A STUDY ON WIRELESS COMMUNICATION ERROR PERFORMANCE AND PATH LOSS PREDICTION

Abstract

One channel model that characterises multipath fading effect of a wireless channel is called Flat Rayleigh Fading channel model. Given the properties of Flat Rayleigh Fading channel, an equation to find the capacity of a Flat Rayleigh fading channel with hard decision decoding is derived. The difference of power requirement to achieve the Additive White Gaussian Noise (AWGN) capacity over a Flat Rayleigh Fading channel fading is found to increase exponentially with Es /N0 . Upper and lower bounds of error performance of linear block codes over a Flat Rayleigh Fading channel are also studied. With the condition that the excess delay of a channel is known earlier, it is shown that a correlator with shorter length, according to excess delay of the channel, can be constructed for use in wireless channel response measurements. Therefore, a rule of construction of a shorter length correlator is defined, involving concatenation of parts of a Constant Amplitude Zero Auto-Correlation (CAZAC) sequence. Simulation of [136,68,24] Double Circulant Code with Dorsch List Decoding is also done in order to evaluate error performance of the channel coding scheme over one of the IEEE Wireless Metropolitan Area Network (WirelessMAN) channel models, the Stanford University Interim Channel Model No. 5 (SUI-5) channel. Performance of the channel cod- ing was severely degraded over the SUI-5 channel when it is compared to its performance over the AWGN channel. Indoor path losses within three multifloor office buildings were investigated at 433 MHz, 869 MHz and 1249 MHz.

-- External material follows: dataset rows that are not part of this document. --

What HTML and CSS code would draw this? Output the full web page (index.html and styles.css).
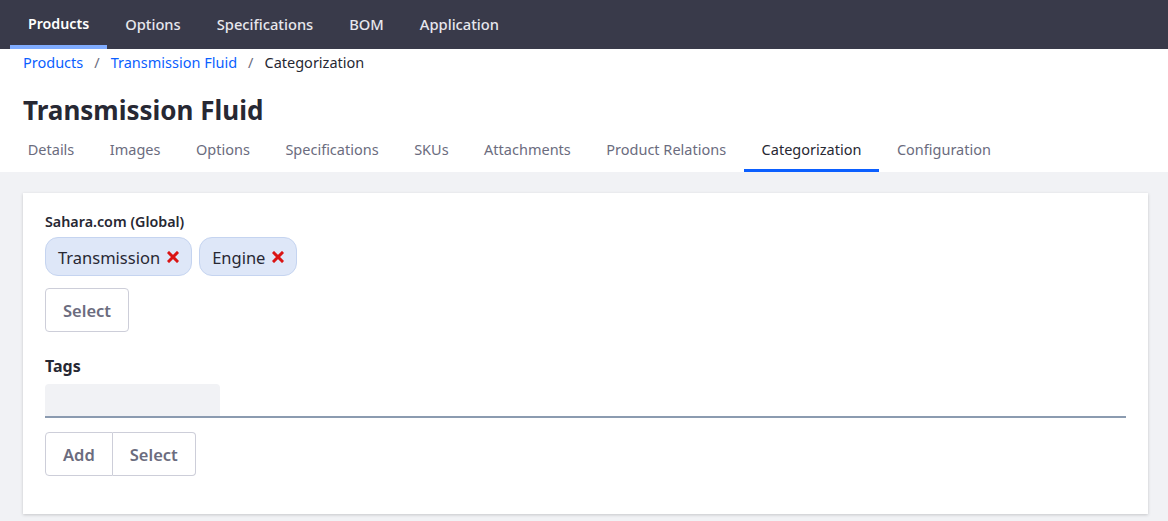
FILE: index.html
```html
<!DOCTYPE html>
<html lang="en">
<head>
<meta charset="utf-8">
<title>Transmission Fluid - Categorization</title>
<link rel="stylesheet" href="styles.css">
</head>
<body>
<header class="topnav">
  <a class="topnav-item active">Products</a>
  <a class="topnav-item">Options</a>
  <a class="topnav-item">Specifications</a>
  <a class="topnav-item">BOM</a>
  <a class="topnav-item">Application</a>
</header>
<div class="page-head">
  <nav class="breadcrumb">
    <a class="crumb-link">Products</a>
    <span class="crumb-sep">/</span>
    <a class="crumb-link">Transmission Fluid</a>
    <span class="crumb-sep">/</span>
    <span class="crumb-current">Categorization</span>
  </nav>
  <h1 class="title">Transmission Fluid</h1>
  <nav class="tabs">
    <a class="tab">Details</a>
    <a class="tab">Images</a>
    <a class="tab">Options</a>
    <a class="tab">Specifications</a>
    <a class="tab">SKUs</a>
    <a class="tab">Attachments</a>
    <a class="tab">Product Relations</a>
    <a class="tab active">Categorization</a>
    <a class="tab">Configuration</a>
  </nav>
</div>
<main class="content">
  <section class="card">
    <div class="field-label small">Sahara.com (Global)</div>
    <div class="chips">
      <span class="chip">Transmission
        <svg class="x-icon" viewBox="0 0 12 12" width="12" height="12"><path d="M2 2 L10 10 M10 2 L2 10" stroke="#da1414" stroke-width="3" stroke-linecap="square"/></svg>
      </span>
      <span class="chip">Engine
        <svg class="x-icon" viewBox="0 0 12 12" width="12" height="12"><path d="M2 2 L10 10 M10 2 L2 10" stroke="#da1414" stroke-width="3" stroke-linecap="square"/></svg>
      </span>
    </div>
    <button class="btn">Select</button>
    <div class="field-label tags-label">Tags</div>
    <div class="tag-input-row">
      <div class="tag-input"></div>
    </div>
    <div class="btn-group">
      <button class="btn grp-first">Add</button>
      <button class="btn grp-last">Select</button>
    </div>
  </section>
</main>
</body>
</html>
```
FILE: styles.css
```css
* { box-sizing: border-box; }
html, body { margin: 0; padding: 0; }
body {
  font-family: "Noto Sans", "Open Sans", sans-serif;
  background: #f1f2f5;
  color: #272833;
  width: 1168px;
  height: 521px;
  overflow: hidden;
}
a { text-decoration: none; cursor: pointer; }

.topnav {
  height: 49px;
  background: #393a4a;
  display: flex;
  padding-left: 10px;
}
.topnav-item {
  display: flex;
  align-items: center;
  padding: 2px 18px 0;
  color: #e7e7ed;
  font-size: 14.7px;
  font-weight: 500;
  border-bottom: 4px solid transparent;
}
.topnav-item.active {
  color: #ffffff;
  font-weight: 600;
  font-size: 14.2px;
  border-bottom-color: #80acff;
}

.page-head {
  background: #fff;
  padding: 0 23px;
}
.breadcrumb {
  height: 26px;
  display: flex;
  align-items: center;
  font-size: 14.5px;
}
.crumb-link { color: #0b5fff; }
.crumb-sep { color: #6b6c7e; margin: 0 11px; }
.crumb-current { color: #272833; }
.title {
  margin: 0;
  padding-top: 17px;
  height: 59px;
  font-size: 26px;
  font-weight: 700;
  line-height: 36px;
  color: #272833;
}
.tabs {
  display: flex;
  margin-left: -13px;
  height: 38px;
}
.tab {
  display: flex;
  align-items: center;
  padding: 0 17.75px 6px;
  color: #6b6c7e;
  font-size: 14.5px;
  border-bottom: 2px solid transparent;
}
.tab.active {
  color: #272833;
  border-bottom: 3px solid #0b5fff;
  padding-bottom: 5px;
}

.content {
  padding: 21px 20px 0 23px;
}
.card {
  background: #fff;
  box-shadow: 0 1px 3px rgba(0,0,0,0.18);
  padding: 19px 22px 38px 22px;
  height: 321px;
}
.field-label {
  font-weight: 700;
  color: #272833;
}
.field-label.small { font-size: 14.3px; font-weight: 600; line-height: 20px; }
.chips {
  display: flex;
  gap: 7px;
  margin-top: 5px;
}
.chip {
  display: inline-flex;
  align-items: center;
  height: 39px;
  padding: 2px 12px 0;
  background: #dee7f8;
  border: 1px solid #c5d4f0;
  border-radius: 13px;
  font-size: 16.5px;
  color: #272833;
  gap: 7px;
}
.x-icon { flex: none; margin-top: -1px; }
.btn {
  font-family: inherit;
  height: 44px;
  background: #fff;
  border: 1px solid #cdced9;
  border-radius: 4px;
  padding: 0 17px;
  font-size: 16.5px;
  font-weight: 600;
  color: #6b6c7e;
  margin-top: 12px;
}
.tags-label {
  font-size: 16px;
  margin-top: 23px;
  line-height: 22px;
}
.tag-input-row {
  margin-top: 7px;
  border-bottom: 2px solid #8b9bb0;
}
.tag-input {
  width: 175px;
  height: 32px;
  background: #f1f2f5;
  border-radius: 4px 4px 0 0;
}
.btn-group {
  display: flex;
  margin-top: 14px;
}
.btn-group .btn { margin-top: 0; }
.grp-first { border-radius: 4px 0 0 4px; }
.grp-last { border-radius: 0 4px 4px 0; border-left: 0; }
```
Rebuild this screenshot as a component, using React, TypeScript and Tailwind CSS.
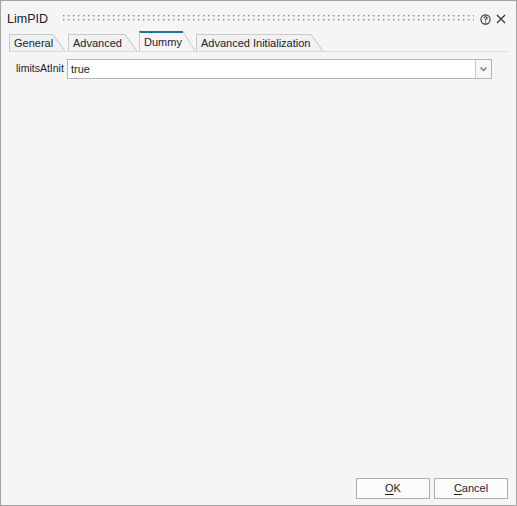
import type { ReactNode } from 'react';

const font = { fontFamily: '"Liberation Sans", Arial, sans-serif' };

function Tab({ label, active, width }: { label: string; active?: boolean; width: string }) {
  return (
    <div className={`relative flex shrink-0 ${active ? 'h-[20px]' : 'h-[17px]'}`}>
      <div
        className={`flex items-center whitespace-nowrap border-l border-[#c9c9c9] pl-[4px] ${width} ${
          active ? 'border-t-2 border-t-[#1f6f9f] bg-[#f5f5f5]' : 'border-t border-t-[#c9c9c9] bg-[#f1f1f1]'
        }`}
      >
        <span className="text-[11px] leading-none text-[#1b1b2f]">{label}</span>
      </div>
      <svg width="12" height="100%" className="block shrink-0" viewBox="0 0 12 20" preserveAspectRatio="none">
        <polygon points="0,0 0,20 12,20" fill={active ? '#f5f5f5' : '#f1f1f1'} />
        <line x1="0" y1="0.5" x2="12" y2="20" stroke="#c9c9c9" strokeWidth="1" vectorEffect="non-scaling-stroke" />
      </svg>
    </div>
  );
}

function Button({ children }: { children: ReactNode }) {
  return (
    <button
      type="button"
      className="flex h-[21px] w-[74px] items-center justify-center border border-[#adadad] bg-[#fbfbfb] text-[11px] text-[#1b1b2f]"
    >
      {children}
    </button>
  );
}

export default function App() {
  return (
    <div style={font} className="flex h-[506px] w-[517px] flex-col border border-[#a3a3a3] bg-[#f5f5f5]">
      {/* title bar */}
      <div className="flex h-[30px] items-center pl-[6px] pr-[10px] pt-[6px]">
        <span className="text-[12.5px] leading-none text-[#1b1b2f]">LimPID</span>
        <svg className="ml-[15px] mr-[6px] h-[10px] flex-1" aria-hidden>
          <defs>
            <pattern id="grip" width="5" height="4" patternUnits="userSpaceOnUse">
              <rect x="0" y="1" width="1.4" height="1.4" fill="#8a8a8a" />
            </pattern>
          </defs>
          <rect x="0" y="0" width="100%" height="8" fill="url(#grip)" />
        </svg>
        <svg width="11" height="11" viewBox="0 0 11 11" className="mr-[5px]">
          <circle cx="5.5" cy="5.5" r="4.6" fill="none" stroke="#333" strokeWidth="1.1" />
          <path d="M3.9 4.3 Q3.9 2.8 5.5 2.8 Q7.1 2.8 7.1 4.1 Q7.1 5 5.5 5.5 L5.5 6.5" fill="none" stroke="#333" strokeWidth="1.1" />
          <rect x="5" y="7.4" width="1.1" height="1.1" fill="#333" />
        </svg>
        <svg width="10" height="10" viewBox="0 0 10 10">
          <path d="M1 1 L9 9 M9 1 L1 9" stroke="#333" strokeWidth="1.2" />
        </svg>
      </div>

      {/* tabs */}
      <div className="ml-[8px] mr-[8px] flex items-end border-b border-[#dcdcdc]">
        <Tab label="General" width="w-[44px]" />
        <div className="w-[3px]" />
        <Tab label="Advanced" width="w-[57px]" />
        <div className="w-[2px]" />
        <Tab label="Dummy" active width="w-[44px]" />
        <div className="w-[1px]" />
        <Tab label="Advanced Initialization" width="w-[115px]" />
      </div>

      {/* content */}
      <div className="flex flex-1 flex-col pl-[15px] pr-[14px] pt-[7px]">
        <div className="flex items-center">
          <span className="w-[51px] whitespace-nowrap text-[10.5px] text-[#1b1b2f]">limitsAtInit</span>
          <div className="flex h-[20px] w-[425px] border border-[#b4b4b4] bg-white">
            <span className="flex flex-1 items-center pl-[3px] text-[11px] text-[#1b1b2f]">true</span>
            <div className="flex w-[16px] items-center justify-center border-l border-[#c8c8c8] bg-[#f7f7f7]">
              <svg width="7" height="5" viewBox="0 0 7 5">
                <path d="M0.5 0.5 L3.5 3.5 L6.5 0.5" fill="none" stroke="#808080" strokeWidth="1.5" />
              </svg>
            </div>
          </div>
        </div>
      </div>

      {/* footer */}
      <div className="flex justify-end gap-[4px] pb-[6px] pr-[8px]">
        <Button>
          <span className="underline underline-offset-2">O</span>K
        </Button>
        <Button>
          <span className="underline underline-offset-2">C</span>ancel
        </Button>
      </div>
    </div>
  );
}
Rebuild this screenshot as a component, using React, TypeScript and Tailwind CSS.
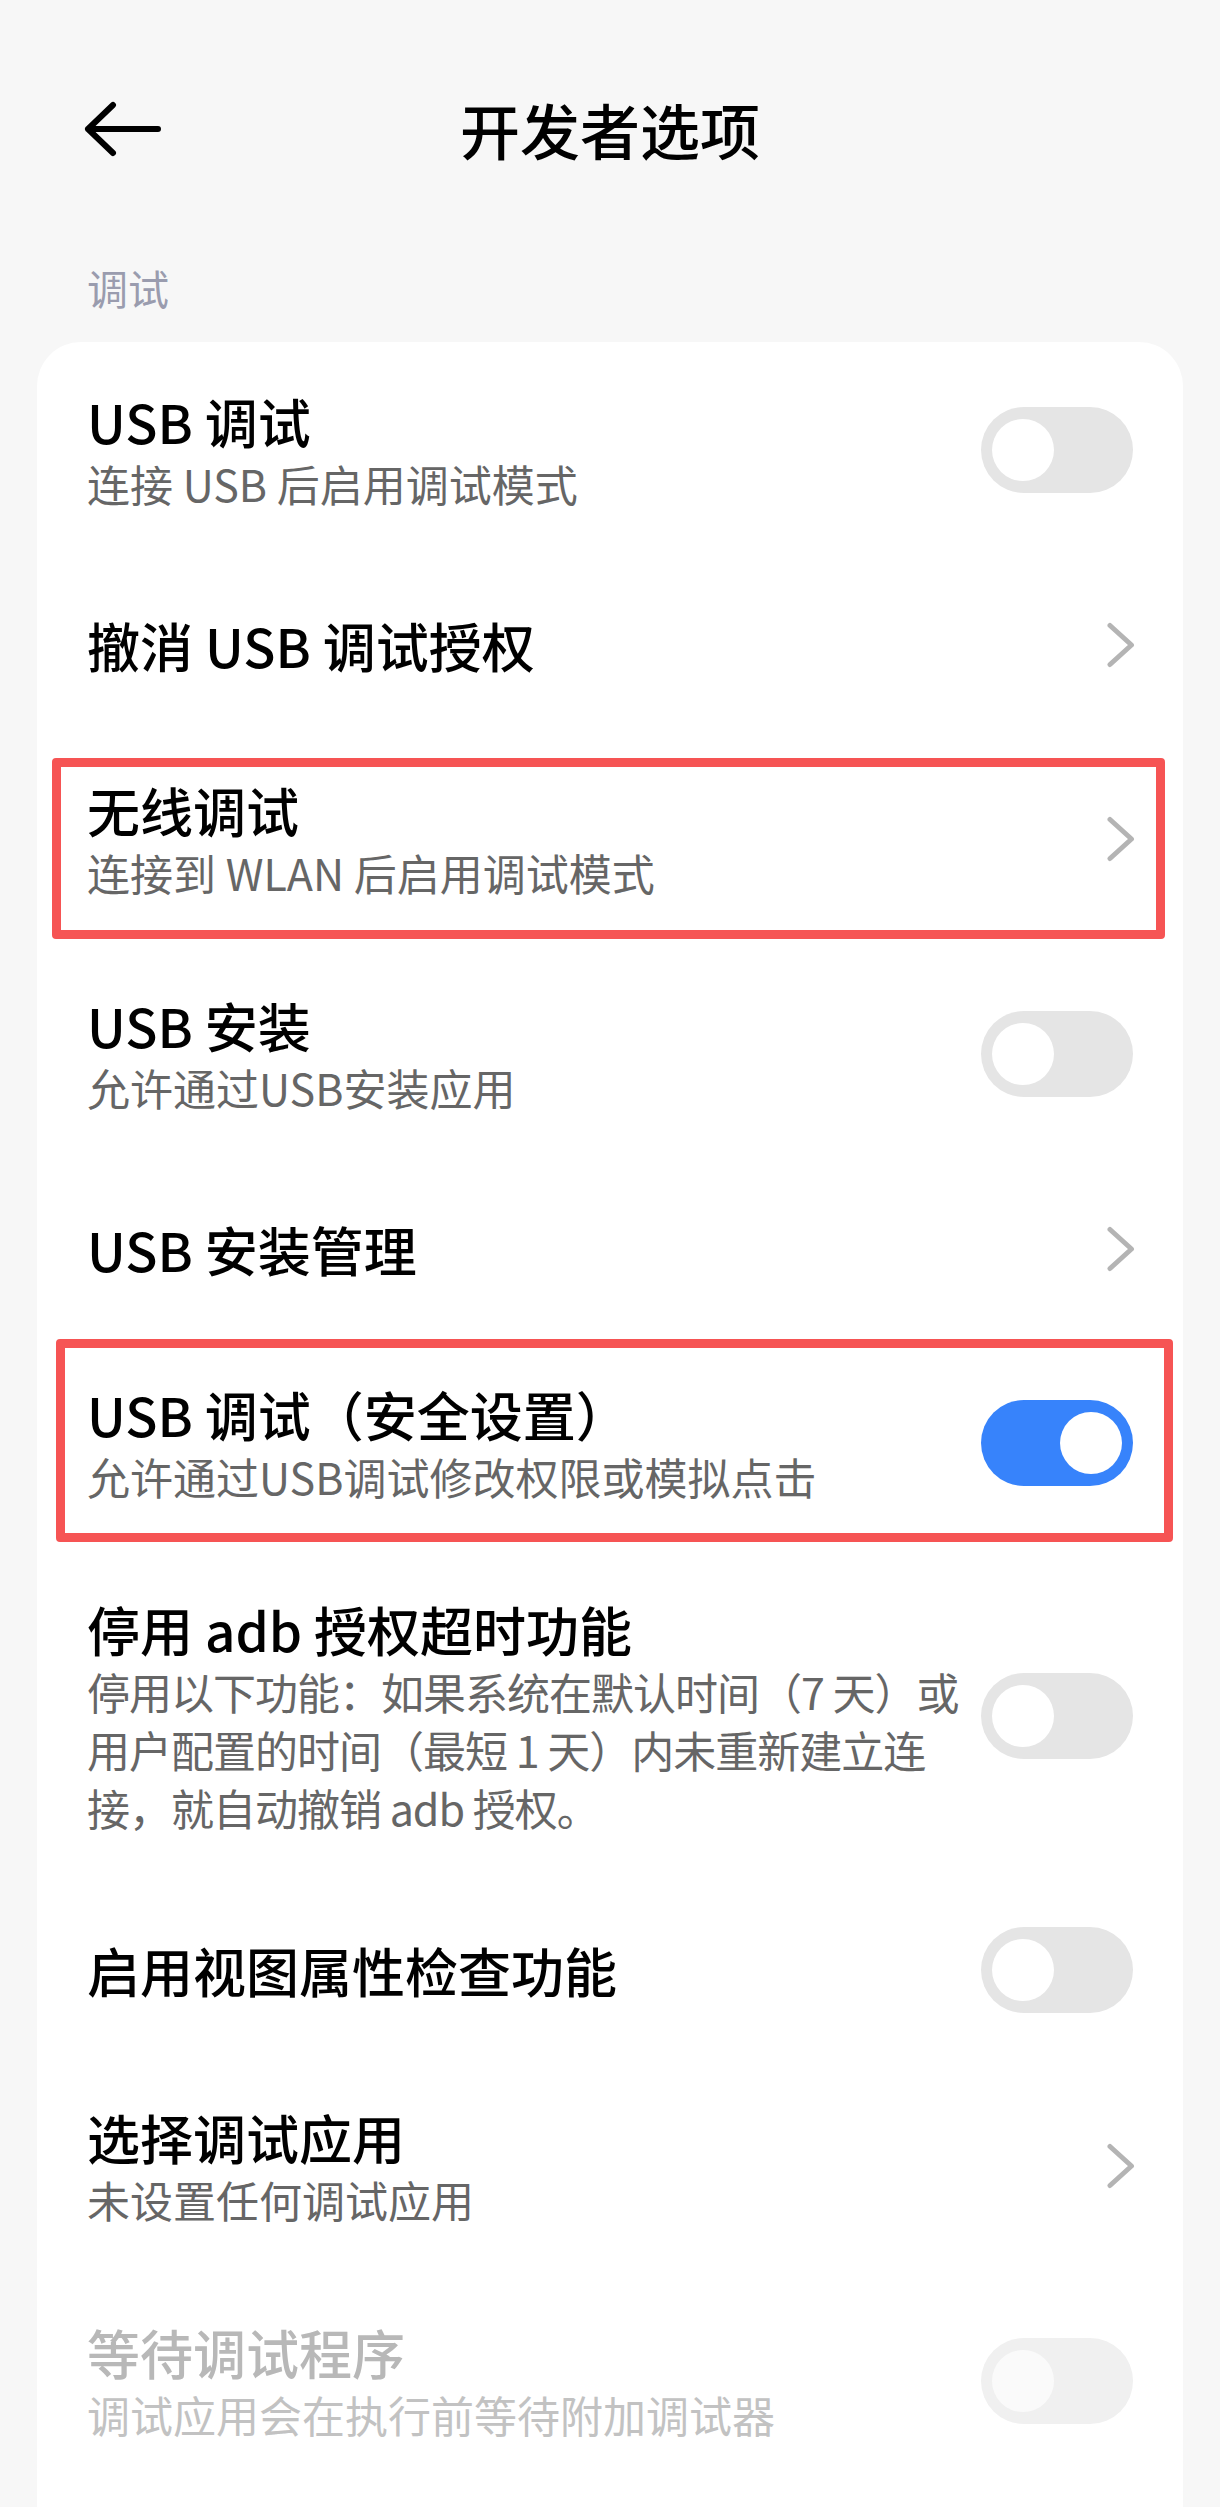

The work involved series of extensive received signal strength measurements within the buildings for all of the considered frequencies. Results have shown that indoor path loss is higher within a square footprint building than indoor path loss in a rectangular building. Parameters of Log-Distance Path Loss and Floor Attenuation Factor Path Loss models have been derived from the measurement data. In addition, a new indoor path loss prediction model was derived to cater for path loss pre- diction within multifloor buildings with indoor atriums. The model performs with better prediction accuracy when compared with Log-Distance Path Loss and Floor Attenuation Factor Path Loss models.